MATERIAL PROVIDED »
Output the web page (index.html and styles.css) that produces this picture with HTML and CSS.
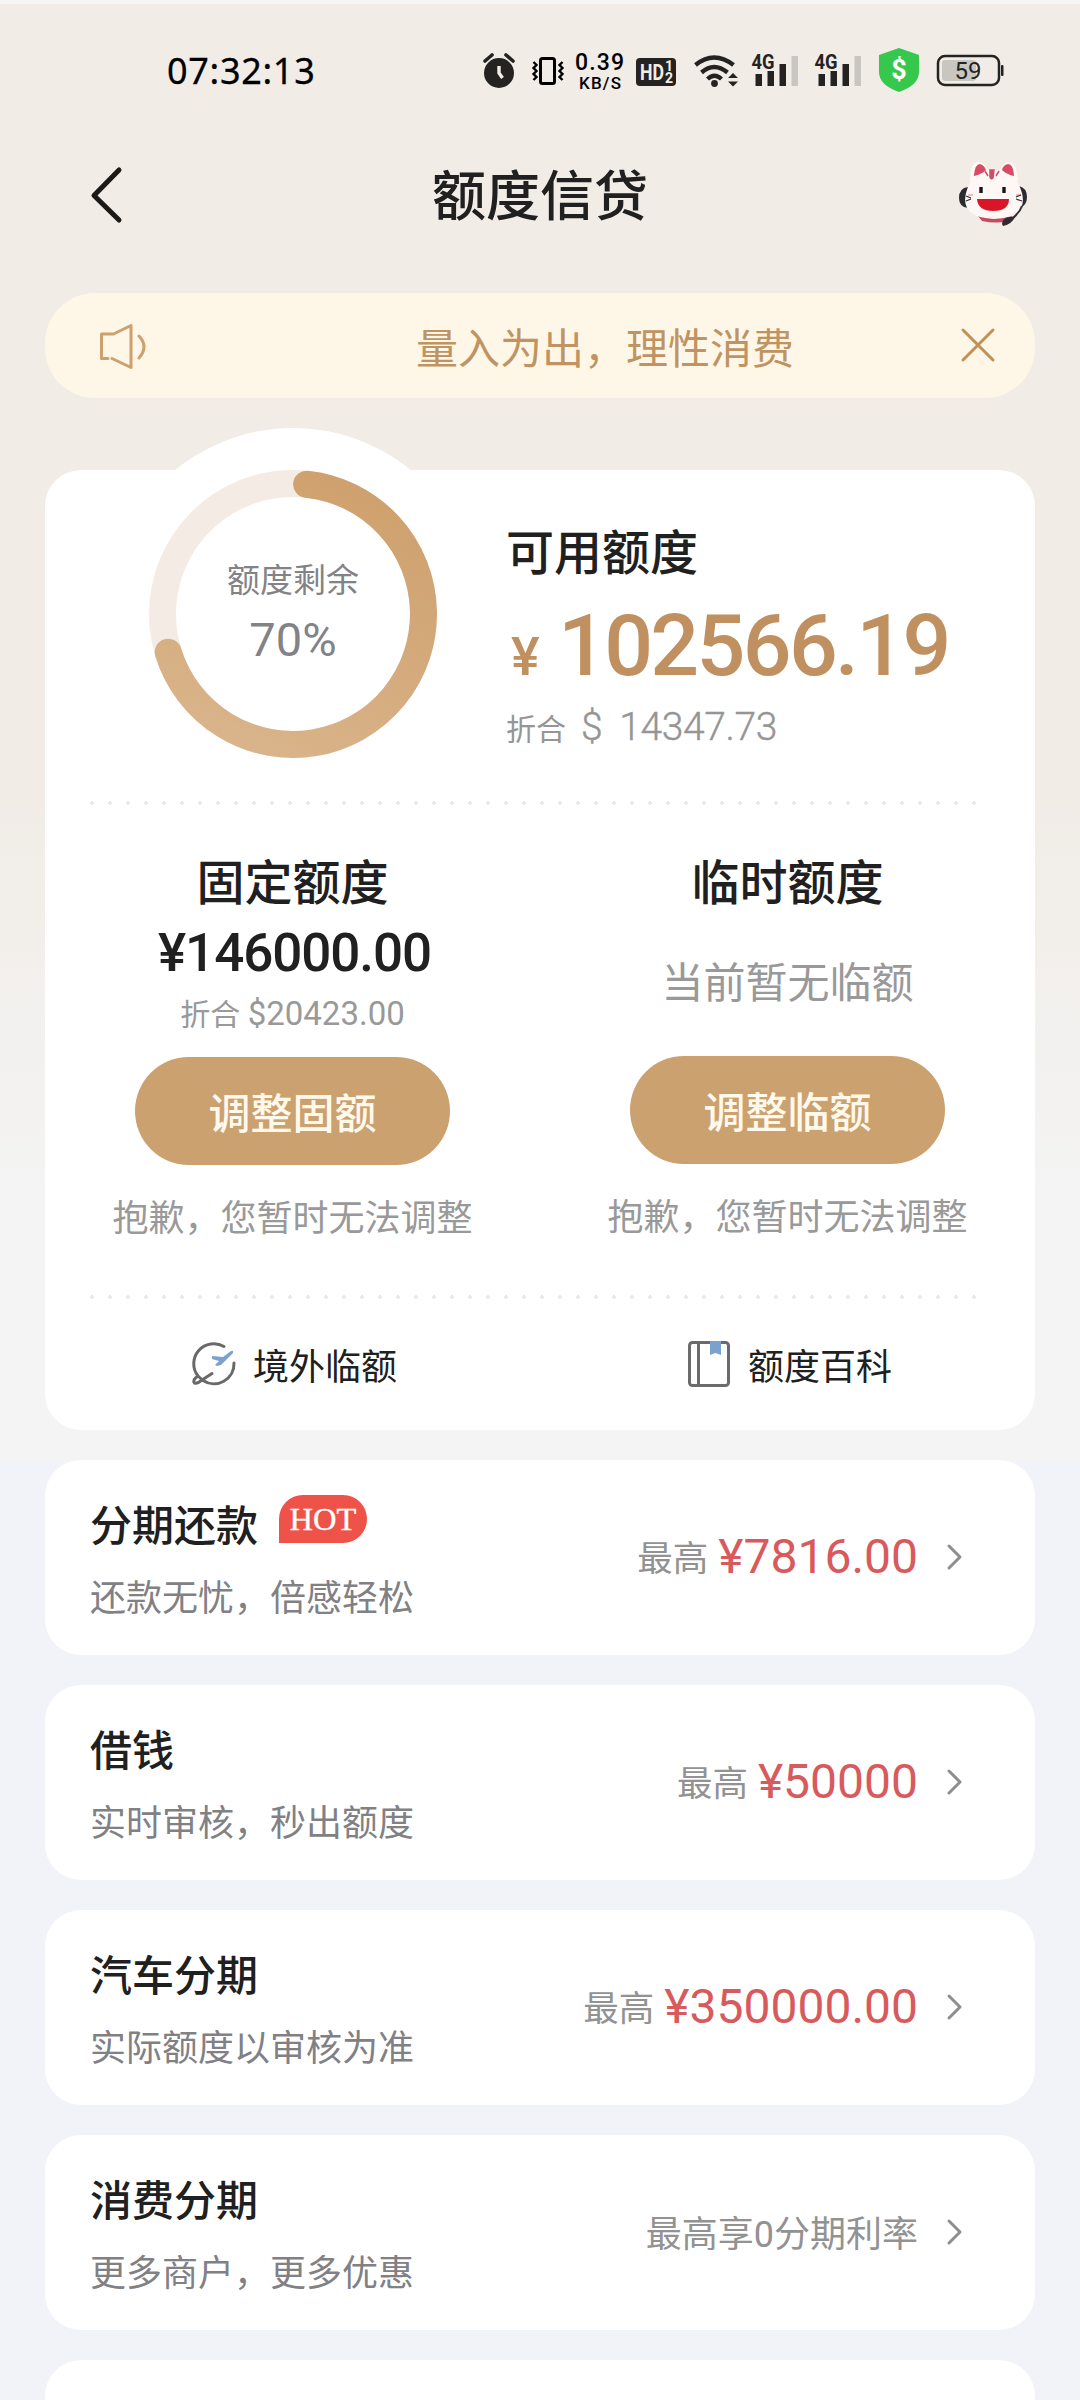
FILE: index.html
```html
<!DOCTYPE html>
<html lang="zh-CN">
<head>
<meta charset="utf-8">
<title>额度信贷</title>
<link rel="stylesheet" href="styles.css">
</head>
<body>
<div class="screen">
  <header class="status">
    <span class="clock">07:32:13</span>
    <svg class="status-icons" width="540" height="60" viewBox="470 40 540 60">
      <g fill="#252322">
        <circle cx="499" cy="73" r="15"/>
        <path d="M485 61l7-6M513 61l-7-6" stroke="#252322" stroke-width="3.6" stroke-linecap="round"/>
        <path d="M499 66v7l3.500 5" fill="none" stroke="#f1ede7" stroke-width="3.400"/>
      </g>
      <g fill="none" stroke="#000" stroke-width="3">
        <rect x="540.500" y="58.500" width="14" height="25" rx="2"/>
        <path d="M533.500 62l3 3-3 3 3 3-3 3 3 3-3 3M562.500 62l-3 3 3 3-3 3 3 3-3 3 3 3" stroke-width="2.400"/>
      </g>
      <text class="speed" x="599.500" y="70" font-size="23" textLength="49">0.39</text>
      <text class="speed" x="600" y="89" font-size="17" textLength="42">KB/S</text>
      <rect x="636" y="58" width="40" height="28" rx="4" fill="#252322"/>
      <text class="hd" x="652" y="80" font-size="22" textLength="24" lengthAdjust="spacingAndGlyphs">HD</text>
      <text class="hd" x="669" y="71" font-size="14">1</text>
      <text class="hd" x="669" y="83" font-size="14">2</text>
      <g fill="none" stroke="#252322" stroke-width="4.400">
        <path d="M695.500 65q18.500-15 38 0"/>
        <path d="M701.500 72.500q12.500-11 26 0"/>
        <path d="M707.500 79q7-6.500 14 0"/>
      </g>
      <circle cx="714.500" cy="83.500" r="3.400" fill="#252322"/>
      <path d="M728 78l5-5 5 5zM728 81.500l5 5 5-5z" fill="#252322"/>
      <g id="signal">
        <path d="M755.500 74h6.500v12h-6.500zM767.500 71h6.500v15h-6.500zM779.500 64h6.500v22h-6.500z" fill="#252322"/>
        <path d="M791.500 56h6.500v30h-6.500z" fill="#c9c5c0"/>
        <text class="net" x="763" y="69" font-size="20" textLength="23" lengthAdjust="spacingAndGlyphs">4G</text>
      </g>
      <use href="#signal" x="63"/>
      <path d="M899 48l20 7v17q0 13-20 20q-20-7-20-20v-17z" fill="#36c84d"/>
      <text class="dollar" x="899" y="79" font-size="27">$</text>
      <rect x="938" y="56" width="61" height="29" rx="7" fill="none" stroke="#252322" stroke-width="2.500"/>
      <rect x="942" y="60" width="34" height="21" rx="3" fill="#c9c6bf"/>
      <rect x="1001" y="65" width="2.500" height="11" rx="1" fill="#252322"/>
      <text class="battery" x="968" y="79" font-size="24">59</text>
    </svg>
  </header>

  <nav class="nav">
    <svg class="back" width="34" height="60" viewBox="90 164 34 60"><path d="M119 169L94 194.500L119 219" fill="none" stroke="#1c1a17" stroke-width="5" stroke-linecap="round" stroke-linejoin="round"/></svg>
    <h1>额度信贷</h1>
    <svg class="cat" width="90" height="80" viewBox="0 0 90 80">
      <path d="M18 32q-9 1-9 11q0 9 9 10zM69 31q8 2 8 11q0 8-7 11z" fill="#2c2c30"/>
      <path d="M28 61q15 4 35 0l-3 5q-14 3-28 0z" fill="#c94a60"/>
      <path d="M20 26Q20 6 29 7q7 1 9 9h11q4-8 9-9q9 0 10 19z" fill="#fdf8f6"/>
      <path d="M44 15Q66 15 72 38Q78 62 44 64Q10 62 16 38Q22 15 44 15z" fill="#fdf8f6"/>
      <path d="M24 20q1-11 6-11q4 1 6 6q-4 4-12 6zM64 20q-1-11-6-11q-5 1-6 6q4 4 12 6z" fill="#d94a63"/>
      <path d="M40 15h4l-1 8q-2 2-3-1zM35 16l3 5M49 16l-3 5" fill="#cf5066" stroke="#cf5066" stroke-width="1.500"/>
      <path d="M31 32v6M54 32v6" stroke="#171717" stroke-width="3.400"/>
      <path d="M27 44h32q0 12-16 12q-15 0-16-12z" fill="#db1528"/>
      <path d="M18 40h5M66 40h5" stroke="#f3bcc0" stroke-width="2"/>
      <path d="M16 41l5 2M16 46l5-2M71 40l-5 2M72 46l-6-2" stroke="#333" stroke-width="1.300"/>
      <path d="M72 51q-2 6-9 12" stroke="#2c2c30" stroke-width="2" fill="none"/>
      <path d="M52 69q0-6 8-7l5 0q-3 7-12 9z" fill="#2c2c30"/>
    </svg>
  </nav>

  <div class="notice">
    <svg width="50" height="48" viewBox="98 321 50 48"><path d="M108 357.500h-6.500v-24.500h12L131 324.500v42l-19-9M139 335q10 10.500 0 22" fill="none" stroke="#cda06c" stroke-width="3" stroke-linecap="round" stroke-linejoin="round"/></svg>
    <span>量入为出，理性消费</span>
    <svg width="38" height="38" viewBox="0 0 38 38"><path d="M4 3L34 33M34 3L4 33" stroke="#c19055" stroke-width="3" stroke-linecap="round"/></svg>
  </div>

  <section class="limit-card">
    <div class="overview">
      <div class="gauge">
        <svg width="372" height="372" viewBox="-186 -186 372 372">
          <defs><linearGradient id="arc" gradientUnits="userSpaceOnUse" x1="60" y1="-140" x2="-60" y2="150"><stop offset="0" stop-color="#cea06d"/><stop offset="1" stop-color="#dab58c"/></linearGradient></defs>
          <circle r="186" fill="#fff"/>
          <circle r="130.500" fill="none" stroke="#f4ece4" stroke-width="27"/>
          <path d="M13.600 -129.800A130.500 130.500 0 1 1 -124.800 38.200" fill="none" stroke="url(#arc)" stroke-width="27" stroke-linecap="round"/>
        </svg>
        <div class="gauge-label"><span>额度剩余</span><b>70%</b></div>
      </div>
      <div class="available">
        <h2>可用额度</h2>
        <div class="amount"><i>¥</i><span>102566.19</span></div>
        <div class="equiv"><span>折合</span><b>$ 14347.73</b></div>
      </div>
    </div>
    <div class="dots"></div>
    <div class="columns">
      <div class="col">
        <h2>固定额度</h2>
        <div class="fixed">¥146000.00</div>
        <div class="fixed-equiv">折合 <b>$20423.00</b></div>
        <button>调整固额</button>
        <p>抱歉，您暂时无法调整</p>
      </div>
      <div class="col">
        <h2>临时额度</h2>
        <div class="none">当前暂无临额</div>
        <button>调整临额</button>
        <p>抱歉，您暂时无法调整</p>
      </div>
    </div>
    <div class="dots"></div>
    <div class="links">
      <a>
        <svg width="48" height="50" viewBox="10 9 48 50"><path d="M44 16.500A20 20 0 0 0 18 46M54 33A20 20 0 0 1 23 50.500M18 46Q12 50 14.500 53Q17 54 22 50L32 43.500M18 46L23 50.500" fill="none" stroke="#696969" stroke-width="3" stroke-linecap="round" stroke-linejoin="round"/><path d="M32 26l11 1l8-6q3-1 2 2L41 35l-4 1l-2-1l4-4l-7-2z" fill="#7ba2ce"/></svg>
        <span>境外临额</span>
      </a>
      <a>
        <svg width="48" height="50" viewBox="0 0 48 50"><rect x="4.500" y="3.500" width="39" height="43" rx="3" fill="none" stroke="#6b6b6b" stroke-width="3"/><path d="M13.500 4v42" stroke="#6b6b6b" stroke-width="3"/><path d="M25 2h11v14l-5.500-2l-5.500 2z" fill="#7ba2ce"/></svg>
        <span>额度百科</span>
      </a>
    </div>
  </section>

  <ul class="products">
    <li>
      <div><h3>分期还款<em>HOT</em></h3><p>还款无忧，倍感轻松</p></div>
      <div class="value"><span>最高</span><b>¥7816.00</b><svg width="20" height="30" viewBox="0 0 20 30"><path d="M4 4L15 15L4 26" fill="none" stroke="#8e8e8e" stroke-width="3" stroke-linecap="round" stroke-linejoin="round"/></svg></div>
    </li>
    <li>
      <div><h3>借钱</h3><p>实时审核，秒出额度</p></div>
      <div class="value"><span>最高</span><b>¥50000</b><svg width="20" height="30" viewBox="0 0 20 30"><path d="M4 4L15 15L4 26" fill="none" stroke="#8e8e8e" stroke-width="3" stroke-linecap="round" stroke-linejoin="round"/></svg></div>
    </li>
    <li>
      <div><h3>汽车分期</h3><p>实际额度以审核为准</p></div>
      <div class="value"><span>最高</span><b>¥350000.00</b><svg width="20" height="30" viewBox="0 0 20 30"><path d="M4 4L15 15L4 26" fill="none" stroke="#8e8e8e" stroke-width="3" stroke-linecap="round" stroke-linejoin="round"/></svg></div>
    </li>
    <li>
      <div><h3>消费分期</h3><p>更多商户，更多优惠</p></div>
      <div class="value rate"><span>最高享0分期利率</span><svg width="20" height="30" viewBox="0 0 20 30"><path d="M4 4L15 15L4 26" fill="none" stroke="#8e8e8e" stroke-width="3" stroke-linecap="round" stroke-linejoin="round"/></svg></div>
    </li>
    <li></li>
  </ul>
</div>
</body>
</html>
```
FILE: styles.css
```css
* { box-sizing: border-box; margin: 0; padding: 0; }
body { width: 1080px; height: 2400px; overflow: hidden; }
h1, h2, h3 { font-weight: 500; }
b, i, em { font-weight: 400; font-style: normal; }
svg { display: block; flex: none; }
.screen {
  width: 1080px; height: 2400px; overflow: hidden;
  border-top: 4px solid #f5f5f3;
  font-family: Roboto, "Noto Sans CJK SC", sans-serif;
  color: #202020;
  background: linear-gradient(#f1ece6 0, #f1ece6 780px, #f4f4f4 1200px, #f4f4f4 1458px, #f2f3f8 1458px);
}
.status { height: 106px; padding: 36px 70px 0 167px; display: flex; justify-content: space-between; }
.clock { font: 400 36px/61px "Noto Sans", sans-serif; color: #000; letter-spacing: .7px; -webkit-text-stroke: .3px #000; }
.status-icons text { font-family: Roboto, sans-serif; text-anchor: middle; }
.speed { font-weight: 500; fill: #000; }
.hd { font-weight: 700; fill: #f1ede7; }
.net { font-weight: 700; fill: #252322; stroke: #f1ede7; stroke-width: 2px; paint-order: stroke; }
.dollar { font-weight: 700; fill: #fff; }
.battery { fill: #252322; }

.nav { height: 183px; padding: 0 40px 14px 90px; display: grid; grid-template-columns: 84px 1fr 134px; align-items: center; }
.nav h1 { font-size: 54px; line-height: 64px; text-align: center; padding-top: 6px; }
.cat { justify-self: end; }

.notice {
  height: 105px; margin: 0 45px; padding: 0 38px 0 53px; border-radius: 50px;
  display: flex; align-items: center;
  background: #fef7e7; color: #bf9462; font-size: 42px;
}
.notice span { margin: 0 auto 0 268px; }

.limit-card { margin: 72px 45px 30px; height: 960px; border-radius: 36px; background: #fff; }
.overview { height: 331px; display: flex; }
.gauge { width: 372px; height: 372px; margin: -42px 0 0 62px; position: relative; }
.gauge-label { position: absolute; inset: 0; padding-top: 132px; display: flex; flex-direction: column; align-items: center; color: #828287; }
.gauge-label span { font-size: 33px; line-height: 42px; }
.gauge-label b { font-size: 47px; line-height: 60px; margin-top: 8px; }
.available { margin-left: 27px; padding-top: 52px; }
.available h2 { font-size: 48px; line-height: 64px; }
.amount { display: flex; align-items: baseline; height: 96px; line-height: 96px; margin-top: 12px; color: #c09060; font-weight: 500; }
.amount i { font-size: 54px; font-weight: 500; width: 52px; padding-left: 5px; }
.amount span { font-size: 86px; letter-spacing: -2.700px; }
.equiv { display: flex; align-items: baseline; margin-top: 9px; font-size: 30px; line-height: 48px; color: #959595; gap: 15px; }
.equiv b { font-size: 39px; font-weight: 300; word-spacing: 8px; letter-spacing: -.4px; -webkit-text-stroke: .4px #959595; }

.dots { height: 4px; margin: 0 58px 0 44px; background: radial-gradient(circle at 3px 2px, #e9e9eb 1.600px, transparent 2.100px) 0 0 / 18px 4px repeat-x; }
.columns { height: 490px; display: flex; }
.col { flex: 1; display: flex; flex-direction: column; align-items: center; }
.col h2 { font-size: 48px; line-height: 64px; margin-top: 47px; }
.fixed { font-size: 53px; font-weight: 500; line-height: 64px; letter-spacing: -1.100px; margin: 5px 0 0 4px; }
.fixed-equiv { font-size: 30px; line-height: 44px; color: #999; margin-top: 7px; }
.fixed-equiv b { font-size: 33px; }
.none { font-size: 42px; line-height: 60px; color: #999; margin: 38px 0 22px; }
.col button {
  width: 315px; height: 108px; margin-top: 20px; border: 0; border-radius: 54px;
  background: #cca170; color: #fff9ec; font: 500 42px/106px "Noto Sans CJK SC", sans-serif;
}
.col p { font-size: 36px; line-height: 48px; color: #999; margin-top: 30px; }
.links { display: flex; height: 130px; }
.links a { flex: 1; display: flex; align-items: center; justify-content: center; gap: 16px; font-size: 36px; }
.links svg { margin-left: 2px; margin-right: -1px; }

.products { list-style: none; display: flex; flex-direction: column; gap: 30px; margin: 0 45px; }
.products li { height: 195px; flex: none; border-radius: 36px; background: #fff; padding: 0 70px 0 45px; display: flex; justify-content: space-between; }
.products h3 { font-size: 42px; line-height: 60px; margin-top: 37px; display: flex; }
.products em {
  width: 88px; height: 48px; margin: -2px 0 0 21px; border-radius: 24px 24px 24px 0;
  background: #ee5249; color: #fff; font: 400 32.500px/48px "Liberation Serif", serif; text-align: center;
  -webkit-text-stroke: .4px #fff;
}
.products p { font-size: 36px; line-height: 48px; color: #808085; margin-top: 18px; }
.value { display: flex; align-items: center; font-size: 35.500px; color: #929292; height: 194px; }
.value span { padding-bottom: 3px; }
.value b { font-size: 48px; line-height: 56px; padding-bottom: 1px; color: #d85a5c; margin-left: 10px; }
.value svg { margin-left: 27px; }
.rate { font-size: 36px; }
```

DIRECTIONS » Collect each line above holding the string "styles".

FULL ANSWER »
Output the web page (index.html and styles.css) that produces this picture with HTML and CSS.
<link rel="stylesheet" href="styles.css">
FILE: styles.css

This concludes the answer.